Goal: Where a line contains the word "components", copy that line.
==*==
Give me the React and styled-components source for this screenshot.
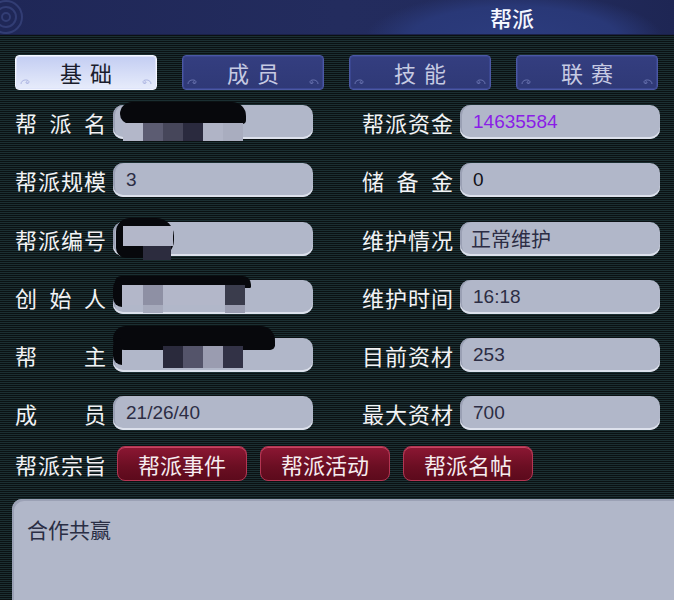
import styled, { createGlobalStyle } from 'styled-components';

const GlobalStyle = createGlobalStyle`
  html, body {
    margin: 0;
    padding: 0;
    background: #0f1719;
  }
  body {
    font-family: "Noto Sans CJK SC", "Noto Sans", sans-serif;
    overflow: hidden;
  }
`;

const leftRows = [
  { label: '帮派名', value: '', redact: 'name' },
  { label: '帮派规模', value: '3' },
  { label: '帮派编号', value: '', redact: 'id' },
  { label: '创始人', value: '', redact: 'founder' },
  { label: '帮主', value: '', redact: 'leader' },
  { label: '成员', value: '21/26/40' },
];

const rightRows = [
  { label: '帮派资金', value: '14635584', accent: true },
  { label: '储备金', value: '0', dark: true },
  { label: '维护情况', value: '正常维护', cjk: true },
  { label: '维护时间', value: '16:18' },
  { label: '目前资材', value: '253' },
  { label: '最大资材', value: '700' },
];

const redactions = {
  name: {
    blob: { left: 7, top: -3, width: 126, height: 22, radius: '12px 14px 4px 10px' },
    cells: [
      { left: 10, top: 18, color: '#b3b7c9' },
      { left: 30, top: 18, color: '#5c5c72' },
      { left: 50, top: 18, color: '#46465a' },
      { left: 70, top: 18, color: '#2a2a3e' },
      { left: 90, top: 18, color: '#b0b4c6' },
      { left: 110, top: 18, color: '#a9adbf' },
    ],
  },
  id: {
    blob: { left: 3, top: -4, width: 58, height: 40, radius: '14px 18px 18px 10px' },
    cells: [
      { left: 10, top: 4, color: '#b3b7c9', width: 50, height: 20 },
      { left: 30, top: 24, color: '#2c2c3e', width: 28, height: 14 },
    ],
  },
  founder: {
    blob: { left: 2, top: -4, width: 136, height: 12, radius: '10px 14px 2px 10px' },
    edge: true,
    cells: [
      { left: 9, top: 5, color: '#b3b7c9', width: 120, height: 20 },
      { left: 30, top: 5, color: '#8e90a4', height: 20 },
      { left: 112, top: 5, color: '#3a3c4c', height: 20 },
      { left: 30, top: 25, color: '#a6aabc', height: 8 },
      { left: 112, top: 25, color: '#9a9db0', height: 8 },
    ],
  },
  leader: {
    blob: { left: 0, top: -12, width: 162, height: 24, radius: '16px 18px 6px 14px' },
    edge: true,
    cells: [
      { left: 50, top: 8, color: '#2a2a3c', height: 22 },
      { left: 70, top: 8, color: '#54546a', height: 22 },
      { left: 90, top: 8, color: '#9a9cb0', height: 22 },
      { left: 110, top: 8, color: '#323246', height: 22 },
    ],
  },
};

const tabs = ['基础', '成员', '技能', '联赛'];
const actions = ['帮派事件', '帮派活动', '帮派名帖'];

const Swirl = ({ flip }) => (
  <SwirlIcon viewBox="0 0 12 12" $flip={flip}>
    <path
      d="M2 10 C2 5 10 5 10 8 C10 10 7 10 7 8.5 C7 7.5 8.5 7.5 8.5 8.3"
      fill="none"
      stroke="currentColor"
      strokeWidth="1"
    />
  </SwirlIcon>
);

const Redact = ({ kind }) => {
  const r = redactions[kind];
  return (
    <>
      <Blob
        style={{
          left: r.blob.left,
          top: r.blob.top,
          width: r.blob.width,
          height: r.blob.height,
          borderRadius: r.blob.radius,
        }}
      />
      {r.edge && <Edge />}
      {r.cells.map((c, i) => (
        <Cell
          key={i}
          style={{
            left: c.left,
            top: c.top,
            width: c.width || 20,
            height: c.height || 18,
            background: c.color,
          }}
        />
      ))}
    </>
  );
};

const InfoRow = ({ row }) => (
  <Row>
    <Label>{row.label}</Label>
    <Field $accent={row.accent} $dark={row.dark} $cjk={row.cjk}>
      {row.value}
      {row.redact && <Redact kind={row.redact} />}
    </Field>
  </Row>
);

const App = () => (
  <Page>
    <GlobalStyle />
    <Header>
      <HeaderSwirl viewBox="0 0 40 40">
        <circle cx="6" cy="20" r="16" fill="none" stroke="#323d74" strokeWidth="2" />
        <circle cx="6" cy="20" r="10" fill="none" stroke="#323d74" strokeWidth="2" />
        <circle cx="6" cy="20" r="4" fill="none" stroke="#323d74" strokeWidth="2" />
      </HeaderSwirl>
      <Title>帮派</Title>
    </Header>

    <Tabs>
      {tabs.map((t, i) => (
        <Tab key={t} $active={i === 0}>
          <Swirl />
          {t}
          <Swirl flip />
        </Tab>
      ))}
    </Tabs>

    <InfoGrid>
      <Column>
        {leftRows.map((r) => (
          <InfoRow key={r.label} row={r} />
        ))}
      </Column>
      <Column>
        {rightRows.map((r) => (
          <InfoRow key={r.label} row={r} />
        ))}
      </Column>
    </InfoGrid>

    <PurposeRow>
      <Label>帮派宗旨</Label>
      <Actions>
        {actions.map((a) => (
          <RedButton key={a}>{a}</RedButton>
        ))}
      </Actions>
    </PurposeRow>

    <Purpose>合作共赢</Purpose>
  </Page>
);

export default App;

const Page = styled.div`
  width: 674px;
  height: 600px;
  overflow: hidden;
  background: repeating-linear-gradient(
    to bottom,
    #1b2f32 0px,
    #1b2f32 1px,
    #0b1113 1px,
    #0b1113 2px
  );
`;

const Header = styled.div`
  position: relative;
  height: 34px;
  display: flex;
  align-items: center;
  justify-content: flex-end;
  padding-right: 140px;
  background:
    radial-gradient(ellipse 150px 48px at 514px 40px, #2c3c7e 0%, #293877 70%, rgba(38, 50, 108, 0) 100%),
    linear-gradient(to right, #1f2757, #232c5e 50%, #222b5c 80%, #1e2654);
  border-bottom: 1px solid #1a2148;
`;

const HeaderSwirl = styled.svg`
  position: absolute;
  left: 0;
  top: -3px;
  width: 40px;
  height: 40px;
`;

const Title = styled.div`
  color: #f4f6ff;
  font-size: 22px;
  font-weight: 500;
  line-height: 1;
`;

const Tabs = styled.div`
  display: grid;
  grid-template-columns: repeat(4, 142px);
  column-gap: 25px;
  padding: 20px 0 0 15px;
`;

const Tab = styled.div`
  position: relative;
  height: 35px;
  box-sizing: border-box;
  display: flex;
  align-items: center;
  justify-content: center;
  padding: 0 0 2px 8px;
  border-radius: 4px;
  font-size: 22px;
  line-height: 1;
  letter-spacing: 8px;
  border: 1.5px solid ${(p) => (p.$active ? '#f4f6ff' : '#4c58a4')};
  color: ${(p) => (p.$active ? '#1a1c2c' : '#c6cae2')};
  background: ${(p) =>
    p.$active
      ? 'linear-gradient(to bottom, #c3cdf2, #e7ecfb)'
      : 'linear-gradient(to bottom, #343e80, #2f3976)'};
  box-shadow: inset 0 0 0 1px ${(p) => (p.$active ? '#dfe5fb' : '#3a4690')};
`;

const SwirlIcon = styled.svg`
  position: absolute;
  bottom: 3px;
  ${(p) => (p.$flip ? 'right: 3px; transform: scaleX(-1);' : 'left: 3px;')}
  width: 12px;
  height: 12px;
  color: rgba(140, 150, 210, 0.6);
`;

const InfoGrid = styled.div`
  display: grid;
  grid-template-columns: 298px 300px;
  column-gap: 49px;
  padding: 15px 0 0 15px;
`;

const Column = styled.div`
  display: flex;
  flex-direction: column;
  gap: 24.3px;
`;

const Row = styled.div`
  display: flex;
  align-items: center;
  gap: 7px;
`;

const Label = styled.div`
  width: 91px;
  flex: none;
  color: #f2f3f5;
  font-size: 22px;
  line-height: 1;
  text-align: justify;
  text-align-last: justify;
`;

const Field = styled.div`
  position: relative;
  width: 200px;
  height: 34px;
  box-sizing: border-box;
  display: flex;
  align-items: center;
  padding-left: ${(p) => (p.$cjk ? '11px' : '13px')};
  border-radius: 10px;
  background: #b1b7c9;
  box-shadow: inset 0 -2px 0 #dde1ec, inset 2px 0 0 #9aa0b4;
  font-family: ${(p) =>
    p.$cjk ? '"Noto Sans CJK SC", sans-serif' : '"Liberation Sans", Arial, sans-serif'};
  font-size: ${(p) => (p.$cjk ? '20px' : '19px')};
  color: ${(p) => (p.$accent ? '#8a1de6' : p.$dark ? '#111118' : '#2c2d44')};
`;

const Blob = styled.div`
  position: absolute;
  background: #07080c;
  filter: blur(0.6px);
`;

const Cell = styled.div`
  position: absolute;
`;

const Edge = styled.div`
  position: absolute;
  left: 0;
  top: 0;
  width: 9px;
  height: 27px;
  background: #07080c;
  border-radius: 10px 0 0 12px;
`;

const PurposeRow = styled.div`
  display: flex;
  align-items: center;
  gap: 11px;
  padding: 16px 0 0 15px;
`;

const Actions = styled.div`
  display: flex;
  gap: 13px;
`;

const RedButton = styled.div`
  width: 130px;
  height: 35px;
  box-sizing: border-box;
  display: flex;
  align-items: center;
  justify-content: center;
  border-radius: 8px;
  border: 1.5px solid #b33552;
  background: linear-gradient(to bottom, #8c1733, #6a0e22 60%, #5c0a1c);
  box-shadow: inset 0 1px 0 #c44562;
  color: #f6ecef;
  font-size: 22px;
  line-height: 1;
`;

const Purpose = styled.div`
  margin: 18px 0 0 12px;
  width: 700px;
  height: 130px;
  box-sizing: border-box;
  padding: 17px 0 0 15px;
  border-radius: 10px 0 0 0;
  background: #b1b7c9;
  box-shadow: inset 2px 2px 0 #9ba1b5;
  color: #2a2e44;
  font-size: 21px;
  line-height: 1.3;
`;
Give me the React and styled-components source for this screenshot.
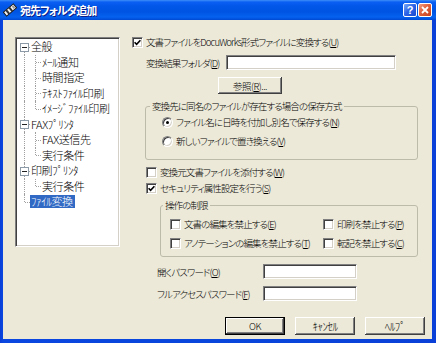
import React from "react"
import styled, { createGlobalStyle } from "styled-components"

const UI_FONT = `"Noto Sans CJK JP", "Noto Sans", "Liberation Sans", sans-serif`

const GlobalStyle = createGlobalStyle`
  html, body {
    margin: 0;
    padding: 0;
    background: #ffffff;
  }
  body {
    font-family: ${UI_FONT};
    font-feature-settings: "palt";
  }
  * {
    box-sizing: border-box;
  }
`;

const Window = styled.div`
    width: 436px;
    height: 343px;
    display: flex;
    flex-direction: column;
    background: linear-gradient(90deg, #0a3fd6 0, #0a46e0 3px, #0846dc 50%, #0a40d8 100%);
    overflow: hidden;
`;

const TitleBar = styled.div`
    height: 20px;
    flex: none;
    display: flex;
    align-items: center;
    padding: 0 4px 0 3px;
    background: linear-gradient(180deg, #3d8ef7 0, #0b60f3 2px, #0256e8 6px, #0054e3 12px, #0662f0 17px, #0049d2 20px);
`;

const TitleIcon = styled.svg`
    flex: none;
    margin-right: 3px;
`;

const TitleText = styled.span`
    flex: 1;
    color: #ffffff;
    font-weight: bold;
    font-size: 11px;
    letter-spacing: -1px;
    line-height: 13px;
    text-shadow: 1px 1px 0 #0b1f8a;
    white-space: nowrap;
`;

const CaptionButton = styled.span`
    width: 14px;
    height: 14px;
    margin-left: 1px;
    display: flex;
    align-items: center;
    justify-content: center;
    border: 1px solid #ffffff;
    border-radius: 2px;
    color: #ffffff;
    font-family: "Liberation Sans", sans-serif;
    font-weight: bold;
    font-size: 11px;
    line-height: 12px;
    background: ${p => p.$close
        ? "linear-gradient(135deg, #f0a086 0%, #e0603c 45%, #c8401c 100%)"
        : "linear-gradient(135deg, #7aa8f8 0%, #2c62e6 50%, #1a48d0 100%)"};
`;

const Client = styled.div`
    flex: 1;
    margin: 0 4px 4px 3px;
    background: #ece9d8;
    display: grid;
    grid-template-columns: 105px 1fr;
    column-gap: 12px;
    align-items: start;
    padding: 16px 0 0 12px;
`;

const Tree = styled.div`
    margin-top: 1px;
    height: 210px;
    background: #ffffff;
    border: 1px solid;
    border-color: #808080 #ffffff #ffffff #808080;
    box-shadow: inset 1px 1px #404040, inset -1px -1px #d4d0c8;
    padding: 1px 0 0 3px;
`;

const TreeRow = styled.div`
    display: flex;
    height: 15.5px;
`;

const Gutter = styled.span`
    position: relative;
    flex: none;
    width: 11px;
    &::before {
        content: "";
        position: absolute;
        left: 5px;
        top: ${p => p.$v === "bottom" ? "50%" : "0"};
        bottom: ${p => p.$v === "top" ? "50%" : "0"};
        border-left: 1px dotted #a0a0a0;
    }
    &::after {
        content: "";
        position: absolute;
        left: 6px;
        right: 0;
        top: 50%;
        border-top: 1px dotted #a0a0a0;
        display: ${p => p.$h ? "block" : "none"};
    }
`;

const Expander = styled.span`
    position: absolute;
    z-index: 1;
    left: 1px;
    top: calc(50% - 4px);
    width: 9px;
    height: 9px;
    border: 1px solid #8c9aa8;
    background: #ffffff;
    &::before {
        content: "";
        position: absolute;
        left: 1px;
        top: 3px;
        width: 5px;
        height: 1px;
        background: #222222;
    }
`;

const TreeLabel = styled.span`
    align-self: center;
    height: 13px;
    line-height: 13px;
    padding: 0 2px 0 1px;
    font-size: 11px;
    font-weight: 300;
    letter-spacing: -0.4px;
    white-space: nowrap;
    background: ${p => p.$selected ? "#316ac5" : "transparent"};
    color: ${p => p.$selected ? "#ffffff" : "#000000"};
`;

const Panel = styled.div`
    display: flex;
    flex-direction: column;
    align-items: flex-start;
    font-size: 9.5px;
    font-weight: 300;
    letter-spacing: -0.9px;
    color: #000000;
`;

const CheckRow = styled.label`
    display: flex;
    align-items: center;
    gap: 3px;
    height: 13px;
    line-height: 13px;
    margin: ${p => p.$top || 0}px 0 0 ${p => p.$indent || 0}px;
    white-space: nowrap;
`;

const Box = styled.span`
    flex: none;
    width: 11px;
    height: 11px;
    display: flex;
    align-items: center;
    justify-content: center;
    background: #ffffff;
    border: 1px solid;
    border-color: #808080 #ffffff #ffffff #808080;
    box-shadow: inset 1px 1px #404040, inset -1px -1px #d4d0c8;
`;

const RadioDot = styled.span`
    flex: none;
    width: 11px;
    height: 11px;
    border-radius: 50%;
    display: flex;
    align-items: center;
    justify-content: center;
    background: #ffffff;
    border: 1px solid;
    border-color: #808080 #ffffff #ffffff #808080;
    box-shadow: inset 1px 1px #404040, inset -1px -1px #d4d0c8;
    &::after {
        content: "";
        width: 3px;
        height: 3px;
        border-radius: 50%;
        background: #000000;
        display: ${p => p.$on ? "block" : "none"};
    }
`;

const FieldRow = styled.div`
    display: flex;
    align-items: center;
    height: 15px;
    margin: ${p => p.$top || 0}px 0 0 ${p => p.$indent || 0}px;
    white-space: nowrap;
`;

const FieldLabel = styled.span`
    flex: none;
    width: ${p => p.$w}px;
`;

const TextBox = styled.div`
    flex: none;
    width: ${p => p.$w}px;
    height: 15px;
    background: #ffffff;
    border: 1px solid;
    border-color: #808080 #ffffff #ffffff #808080;
    box-shadow: inset 1px 1px #404040, inset -1px -1px #d4d0c8;
`;

const Button = styled.button`
    width: ${p => p.$w}px;
    height: ${p => p.$h}px;
    margin: ${p => p.$top || 0}px 0 0 ${p => p.$indent || 0}px;
    padding: 0;
    font-family: ${UI_FONT};
    font-size: ${p => p.$size || 9.5}px;
    font-weight: 300;
    letter-spacing: -0.5px;
    color: #000000;
    background: #ece9d8;
    border: ${p => p.$default ? "1px solid #000000" : "none"};
    box-shadow: inset -1px -1px #404040, inset 1px 1px #ffffff, inset -2px -2px #808080;
`;

const ButtonRow = styled.div`
    display: flex;
    gap: 10px;
    margin: 16px 0 0 93px;
`;

const Group = styled.fieldset`
    margin: ${p => p.$top}px 0 0 ${p => p.$indent}px;
    width: ${p => p.$w}px;
    height: ${p => p.$h}px;
    min-width: 0;
    padding: 0;
    border: 1px solid #bcbaa9;
    border-radius: 3px;
`;

const GroupTitle = styled.legend`
    margin-left: ${p => p.$offset}px;
    padding: 0 2px;
    height: 13px;
    line-height: 13px;
    white-space: nowrap;
`;

const RadioList = styled.div`
    display: flex;
    flex-direction: column;
    gap: 6px;
    padding: 3px 0 0 16px;
`;

const CheckGrid = styled.div`
    display: grid;
    grid-template-columns: 153px auto;
    row-gap: 6px;
    padding: 6px 0 0 9px;
`;

const Key = ({ k }) => <>(<u>{k}</u>)</>

const Check = ({ checked }) => (
    <Box>
        {checked && (
            <svg width="7" height="7" viewBox="0 0 7 7">
                <path d="M0.6 3.2 L2.6 5.3 L6.4 1.2" fill="none" stroke="#000" strokeWidth="1.6" />
            </svg>
        )}
    </Box>
)

const treeRows = [
    { label: "全般", cells: [{ v: "bottom", h: true, exp: true }] },
    { label: "ﾒｰﾙ通知", cells: [{ v: "full" }, { v: "full", h: true }] },
    { label: "時間指定", cells: [{ v: "full" }, { v: "full", h: true }] },
    { label: "ﾃｷｽﾄﾌｧｲﾙ印刷", cells: [{ v: "full" }, { v: "full", h: true }] },
    { label: "ｲﾒｰｼﾞﾌｧｲﾙ印刷", cells: [{ v: "full" }, { v: "top", h: true }] },
    { label: "FAXﾌﾟﾘﾝﾀ", cells: [{ v: "full", h: true, exp: true }] },
    { label: "FAX送信先", cells: [{ v: "full" }, { v: "full", h: true }] },
    { label: "実行条件", cells: [{ v: "full" }, { v: "top", h: true }] },
    { label: "印刷ﾌﾟﾘﾝﾀ", cells: [{ v: "full", h: true, exp: true }] },
    { label: "実行条件", cells: [{ v: "full" }, { v: "top", h: true }] },
    { label: "ﾌｧｲﾙ変換", cells: [{ v: "top", h: true }], selected: true },
]

function App() {
    return (
        <>
            <GlobalStyle />
            <Window>
                <TitleBar>
                    <TitleIcon width="14" height="14" viewBox="0 0 14 14">
                        <g transform="rotate(-40 7 7)">
                            <rect x="0.5" y="4.5" width="13" height="5" fill="#f4f4f4" stroke="#1a1a1a" strokeWidth="1" />
                            <rect x="3" y="4.5" width="2" height="5" fill="#333" />
                            <rect x="7" y="4.5" width="2" height="5" fill="#333" />
                            <rect x="10.5" y="5.5" width="2" height="3" fill="#999" />
                        </g>
                    </TitleIcon>
                    <TitleText>宛先フォルダ追加</TitleText>
                    <CaptionButton>?</CaptionButton>
                    <CaptionButton $close>
                        <svg width="8" height="8" viewBox="0 0 8 8">
                            <path d="M1 1 L7 7 M7 1 L1 7" stroke="#fff" strokeWidth="1.8" />
                        </svg>
                    </CaptionButton>
                </TitleBar>

                <Client>
                    <Tree>
                        {treeRows.map((row, i) => (
                            <TreeRow key={i}>
                                {row.cells.map((c, j) => (
                                    <Gutter key={j} $v={c.v} $h={c.h}>
                                        {c.exp && <Expander />}
                                    </Gutter>
                                ))}
                                <TreeLabel $selected={row.selected}>{row.label}</TreeLabel>
                            </TreeRow>
                        ))}
                    </Tree>

                    <Panel>
                        <CheckRow>
                            <Check checked />
                            <span>文書ファイルをDocuWorks形式ファイルに変換する<Key k="U" /></span>
                        </CheckRow>

                        <FieldRow $top={6} $indent={14}>
                            <FieldLabel $w={80}>変換結果フォルダ<Key k="D" /></FieldLabel>
                            <TextBox $w={170} />
                        </FieldRow>

                        <Button $w={64} $h={17} $top={7} $indent={86}>参照<Key k="R" />...</Button>

                        <Group $top={6} $indent={13} $w={273} $h={60}>
                            <GroupTitle $offset={4}>変換先に同名のファイルが存在する場合の保存方式</GroupTitle>
                            <RadioList>
                                <CheckRow>
                                    <RadioDot $on />
                                    <span>ファイル名に日時を付加し別名で保存する<Key k="N" /></span>
                                </CheckRow>
                                <CheckRow>
                                    <RadioDot />
                                    <span>新しいファイルで置き換える<Key k="V" /></span>
                                </CheckRow>
                            </RadioList>
                        </Group>

                        <CheckRow $top={6} $indent={14}>
                            <Check />
                            <span>変換元文書ファイルを添付する<Key k="W" /></span>
                        </CheckRow>
                        <CheckRow $top={3} $indent={14}>
                            <Check checked />
                            <span>セキュリティ属性設定を行う<Key k="S" /></span>
                        </CheckRow>

                        <Group $top={4} $indent={28} $w={258} $h={58}>
                            <GroupTitle $offset={2}>操作の制限</GroupTitle>
                            <CheckGrid>
                                <CheckRow>
                                    <Check />
                                    <span>文書の編集を禁止する<Key k="E" /></span>
                                </CheckRow>
                                <CheckRow>
                                    <Check />
                                    <span>印刷を禁止する<Key k="P" /></span>
                                </CheckRow>
                                <CheckRow>
                                    <Check />
                                    <span>アノテーションの編集を禁止する<Key k="T" /></span>
                                </CheckRow>
                                <CheckRow>
                                    <Check />
                                    <span>転記を禁止する<Key k="C" /></span>
                                </CheckRow>
                            </CheckGrid>
                        </Group>

                        <FieldRow $top={7} $indent={25}>
                            <FieldLabel $w={106}>開くパスワード<Key k="O" /></FieldLabel>
                            <TextBox $w={94} />
                        </FieldRow>
                        <FieldRow $top={7} $indent={25}>
                            <FieldLabel $w={106}>フルアクセスパスワード<Key k="F" /></FieldLabel>
                            <TextBox $w={94} />
                        </FieldRow>

                        <ButtonRow>
                            <Button $w={60} $h={18} $default>OK</Button>
                            <Button $w={60} $h={18} $size={11}>ｷｬﾝｾﾙ</Button>
                            <Button $w={60} $h={18} $size={11}>ﾍﾙﾌﾟ</Button>
                        </ButtonRow>
                    </Panel>
                </Client>
            </Window>
        </>
    )
}

export default App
==*==
Response:
Give me the React and styled-components source for this screenshot.
import styled, { createGlobalStyle } from 'styled-components';
Give me the React and styled-components source for this screenshot.
import styled, { createGlobalStyle } from "styled-components"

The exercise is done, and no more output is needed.